I am using Beautiful Soup to extract specific data out of a webpage.
I tried to get an attribute of a specific tag, but I failed.
I have to extract the attribute 'title'
from the tag.
Here is the specific html tag I tried to get the attribute from:
<span id="currwx_icon" style="display: block;" title="Cloudy"></span>
Here are the codes I ran:
import requests
from bs4 import BeautifulSoup
data = requests.get('https://worldweather.wmo.int/en/city.html?cityId=206')
data = BeautifulSoup(data.text, 'html.parser')
today_weather = data.select('#currwx_icon')
for info in today_weather:
print(info['title'])
In this case, I get an error
KeyError: 'title'
import requests
from bs4 import BeautifulSoup
data = requests.get('https://worldweather.wmo.int/en/city.html?cityId=206')
data = BeautifulSoup(data.text, 'html.parser')

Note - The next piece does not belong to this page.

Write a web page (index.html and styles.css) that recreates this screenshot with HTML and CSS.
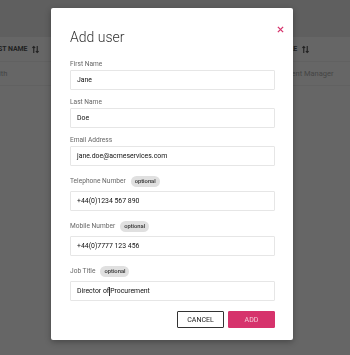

today_weather = data.select('#currwx_icon')
for info in today_weather:
print(info.attrs)
In this case, it does return a list of attributes but the attribute title
is omitted
{'id': 'currwx_icon', 'class': ['weather_icon1'], 'style': 'display: block;'}
This is the webpage I am trying to extract data from: https://worldweather.wmo.int/en/city.html?cityId=206
What am I missing here??? And thank you in advance!
CodePudding user response:
Content is served dynamically based on data from additional XHR request and browser / js is manipulating the DOM. Try to use this structured data instead, you will find a lot of information via:
- present data: https://worldweather.wmo.int/en/json/present.xml
- forecast data (additional): https://worldweather.wmo.int/en/json/206_en.xml
Example
import requests
data = requests.get('https://worldweather.wmo.int/en/json/present.xml').json()['present']
for k in data:
if data[k]['cityId'] == 206:
print(data[k])
Output
{'cityId': 206, 'stnId': '27612', 'stnName': 'MOSKVA VDNH', 'issue': '202209200900', 'temp': 12, 'rh': 78, 'wxdesc': 'Cloudy', 'wxImageCode': '23', 'wd': 'S', 'ws': '1.0', 'iconNum': '2301', 'sundate': '20220920', 'sunrise': '06:10', 'sunset': '18:34', 'moonrise': '', 'moonset': '', 'daynightcode': 'a'}